Miller moths: Top five ways to make use of the invading little buggers
Miller moths are back, molesting porch lights, swarming cars and generally pestering the good citizens of Colorado earlier than usual this year due to our recent warm weather. Pest control companies are helpless in the face of these flapping demons; their best advice is to suck them up with a vacuum cleaner hose. But we here at Westword think you can do better. Hence, our Top Five Uses for Miller Moths.
This one is simple. Catch a moth in a jar. Summon your cats. Five hours later, when they stop ignoring you and wander into the kitchen because they feel like it and not because you called them, lay down on the ground with your iPhone. Film your cats as they swipe at the jar. Put it on YouTube. Because stuff like this is why the Internet was invented.

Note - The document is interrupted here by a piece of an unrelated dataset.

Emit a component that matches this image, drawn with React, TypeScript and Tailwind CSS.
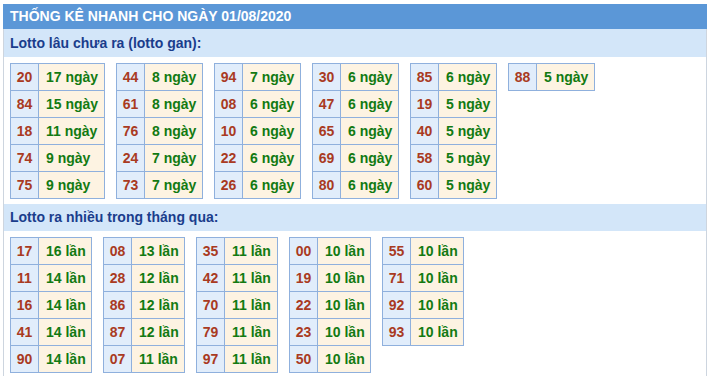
const ganTables: [string, string][][] = [
  [["20", "17 ngày"], ["84", "15 ngày"], ["18", "11 ngày"], ["74", "9 ngày"], ["75", "9 ngày"]],
  [["44", "8 ngày"], ["61", "8 ngày"], ["76", "8 ngày"], ["24", "7 ngày"], ["73", "7 ngày"]],
  [["94", "7 ngày"], ["08", "6 ngày"], ["10", "6 ngày"], ["22", "6 ngày"], ["26", "6 ngày"]],
  [["30", "6 ngày"], ["47", "6 ngày"], ["65", "6 ngày"], ["69", "6 ngày"], ["80", "6 ngày"]],
  [["85", "6 ngày"], ["19", "5 ngày"], ["40", "5 ngày"], ["58", "5 ngày"], ["60", "5 ngày"]],
  [["88", "5 ngày"]],
];

const hotTables: [string, string][][] = [
  [["17", "16 lần"], ["11", "14 lần"], ["16", "14 lần"], ["41", "14 lần"], ["90", "14 lần"]],
  [["08", "13 lần"], ["28", "12 lần"], ["86", "12 lần"], ["87", "12 lần"], ["07", "11 lần"]],
  [["35", "11 lần"], ["42", "11 lần"], ["70", "11 lần"], ["79", "11 lần"], ["97", "11 lần"]],
  [["00", "10 lần"], ["19", "10 lần"], ["22", "10 lần"], ["23", "10 lần"], ["50", "10 lần"]],
  [["55", "10 lần"], ["71", "10 lần"], ["92", "10 lần"], ["93", "10 lần"]],
];

function NumTable({ rows, wide }: { rows: [string, string][]; wide: string }) {
  return (
    <div className="flex flex-col self-start border-t border-l border-[#8fb0dd]">
      {rows.map(([num, count]) => (
        <div key={num} className="flex h-[27px]">
          <div className="w-[28px] flex items-center justify-center border-r border-b border-[#8fb0dd] bg-[#e1edfb] text-[#a93a22]">
            {num}
          </div>
          <div
            className={`${wide} flex items-center pl-[7px] border-r border-b border-[#8fb0dd] bg-[#fdf3e2] text-[#127a12]`}
          >
            {count}
          </div>
        </div>
      ))}
    </div>
  );
}

function SectionTitle({ children, tall }: { children: React.ReactNode; tall: string }) {
  return (
    <div className={`${tall} bg-[#d3e6f9] flex items-center px-[6px] text-[#1a3d8c] text-[14px] font-bold`}>
      {children}
    </div>
  );
}

export default function App() {
  return (
    <div
      className="w-[708px] h-[376px] bg-white pt-[4px] pl-[3px] overflow-hidden"
      style={{ fontFamily: '"Liberation Sans", Arial, sans-serif' }}
    >
      <div className="w-[704px]">
        <div className="bg-[#5b97d7] h-[25px] flex items-center px-[7px] text-white text-[14px] font-bold">
          THỐNG KÊ NHANH CHO NGÀY 01/08/2020
        </div>
        <div className="border-x border-[#cdd5df] text-[14px] font-bold">
          <SectionTitle tall="h-[28px]">Lotto lâu chưa ra (lotto gan):</SectionTitle>
          <div className="flex gap-[11px] px-[6px] pt-[6px] pb-[5px]">
            {ganTables.map((t, i) => (
              <NumTable key={i} rows={t} wide={i === 0 ? "w-[66px]" : "w-[58px]"} />
            ))}
          </div>
          <SectionTitle tall="h-[27px]">Lotto ra nhiều trong tháng qua:</SectionTitle>
          <div className="flex gap-[11px] px-[6px] pt-[6px] pb-[4px]">
            {hotTables.map((t, i) => (
              <NumTable key={i} rows={t} wide="w-[53px]" />
            ))}
          </div>
        </div>
      </div>
    </div>
  );
}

4. Moth dioramas. Apparently, there's a market for dead-bug dioramas. The beetle-playing-a-banjo you see here, from Bug Under Glass in San Francisco, retails for a cool $85. And that's just one beetle. Given the number of moths dive-bombing your bedroom, you could make like, a bajillion dollars on this idea. So a beetle can play a banjo, huh? And ride a bicycle? And skateboard? Well, have you ever seen a moth compete in a mixed martial arts cage match? Or play Monopoly? Or bake a delicious pie? Well, you will now.

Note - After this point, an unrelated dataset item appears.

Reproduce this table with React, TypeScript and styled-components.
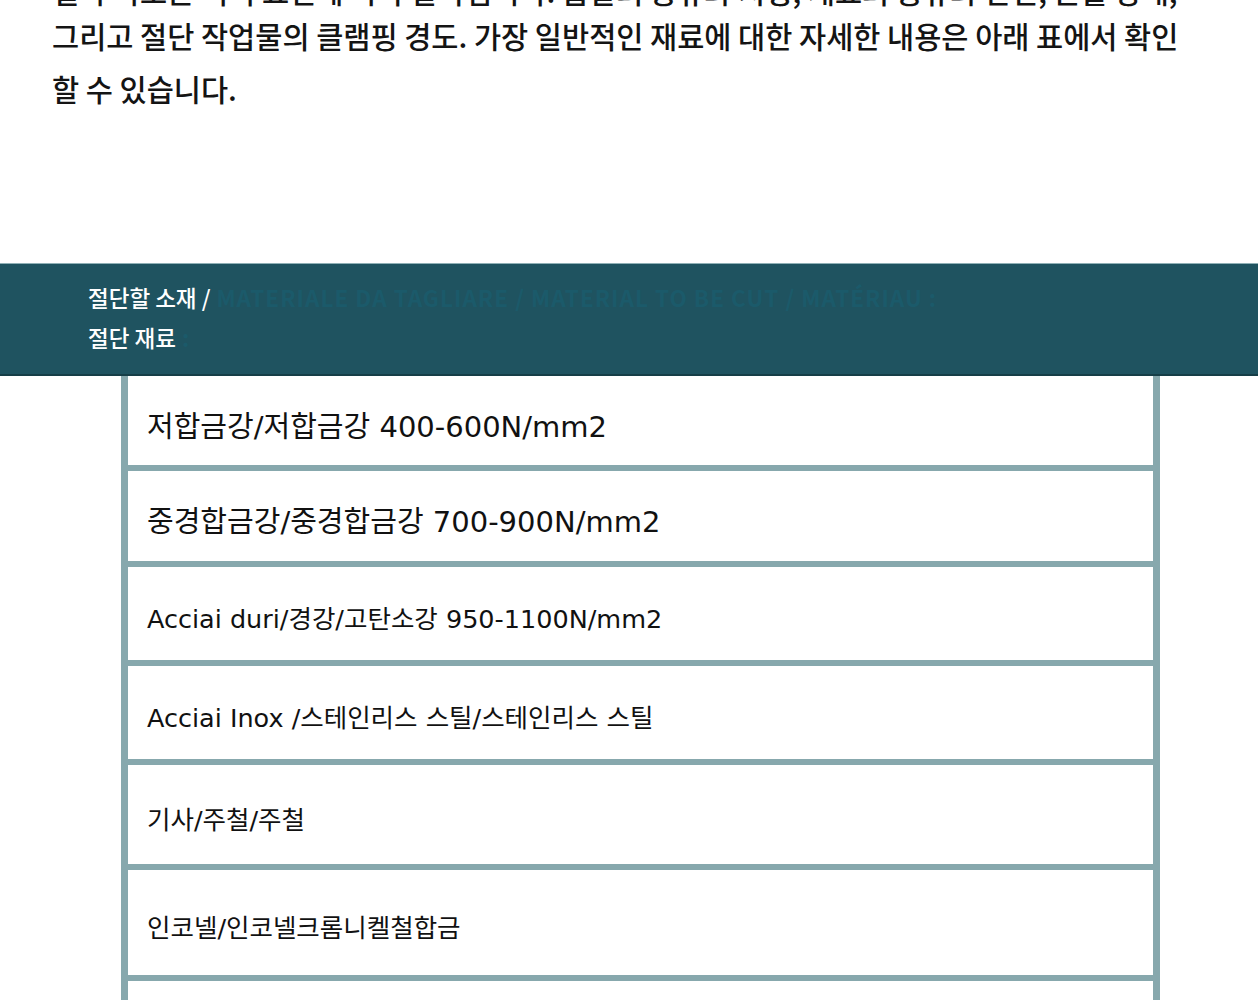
import styled, { createGlobalStyle } from "styled-components";

const GlobalStyle = createGlobalStyle`
	body {
		margin: 0;
		background: #ffffff;
		font-family: "Noto Sans CJK KR", "Noto Sans", sans-serif;
		color: #111111;
		overflow: hidden;
	}
`;

const Page = styled.div`
	width: 1258px;
	height: 1000px;
	overflow: hidden;
`;

const Intro = styled.div`
	margin: -28px 0 0;
	padding: 0 0 0 52px;
	font-size: 29.5px;
	font-weight: 500;
	white-space: nowrap;
	color: #141414;
`;

const IntroLine = styled.div<{ $lh: number }>`
	line-height: ${(p) => p.$lh}px;
`;

const Band = styled.div`
	margin-top: 148px;
	height: 113px;
	box-sizing: border-box;
	background: #1f5360;
	border-top: 1px solid #8fb0b6;
	border-bottom: 2px solid #163e47;
	padding: 13px 0 0 88px;
`;

const BandLine = styled.div`
	display: flex;
	align-items: baseline;
	gap: 6px;
	font-size: 22.5px;
	line-height: 40px;
	font-weight: 500;
	color: #ffffff;
	white-space: nowrap;
`;

const Ghost = styled.span`
	color: #1b5a6a;
	font-weight: 700;
	letter-spacing: 1px;
`;

const Table = styled.div`
	margin: 0 98px 0 121px;
	border-left: 7px solid #87a8ad;
	border-right: 7px solid #87a8ad;
	display: flex;
	flex-direction: column;
`;

const Row = styled.div<{ $h: number; $big?: boolean }>`
	height: ${(p) => p.$h}px;
	display: flex;
	align-items: center;
	padding: 6px 0 0 19px;
	box-sizing: border-box;
	border-bottom: 6px solid #87a8ad;
	background: #ffffff;
	font-family: "DejaVu Sans", "Noto Sans CJK KR", sans-serif;
	font-size: ${(p) => (p.$big ? 29 : 25.5)}px;
	color: #111111;
	white-space: nowrap;
`;

const rows = [
	{ text: "저합금강/저합금강 400-600N/mm2", h: 95, big: true },
	{ text: "중경합금강/중경합금강 700-900N/mm2", h: 96, big: true },
	{ text: "Acciai duri/경강/고탄소강 950-1100N/mm2", h: 99 },
	{ text: "Acciai Inox /스테인리스 스틸/스테인리스 스틸", h: 99 },
	{ text: "기사/주철/주철", h: 105 },
	{ text: "인코넬/인코넬크롬니켈철합금", h: 111 },
	{ text: "", h: 100 },
];

export default function App() {
	return (
		<Page>
			<GlobalStyle />
			<Intro>
				<IntroLine $lh={37}>
					절삭 속도는 여러 요인에 따라 달라집니다: 톱날의 종류와 치형, 재료의 종류와 단면, 윤활 상태,
				</IntroLine>
				<IntroLine $lh={53}>
					그리고 절단 작업물의 클램핑 경도. 가장 일반적인 재료에 대한 자세한 내용은 아래 표에서 확인
				</IntroLine>
				<IntroLine $lh={53}>할 수 있습니다.</IntroLine>
			</Intro>
			<Band>
				<BandLine>
					절단할 소재 /<Ghost>MATERIALE DA TAGLIARE / MATERIAL TO BE CUT / MATÉRIAU :</Ghost>
				</BandLine>
				<BandLine>
					절단 재료<Ghost>:</Ghost>
				</BandLine>
			</Band>
			<Table>
				{rows.map((r, i) => (
					<Row key={i} $h={r.h} $big={r.big}>
						{r.text}
					</Row>
				))}
			</Table>
		</Page>
	);
}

3. Food for your tarantula. We're not sure why you'd want to keep a tarantula as a pet. See the photo to the right? That's a picture of a tarantula's claws. Mostly, we chose it because we couldn't bear to post a photo of an entire tarantula without peeing our pants. But also, we posted it to point out that tarantulas have claws. Effing claws! That's horrifying. Oh, and they eat moths. So there you go.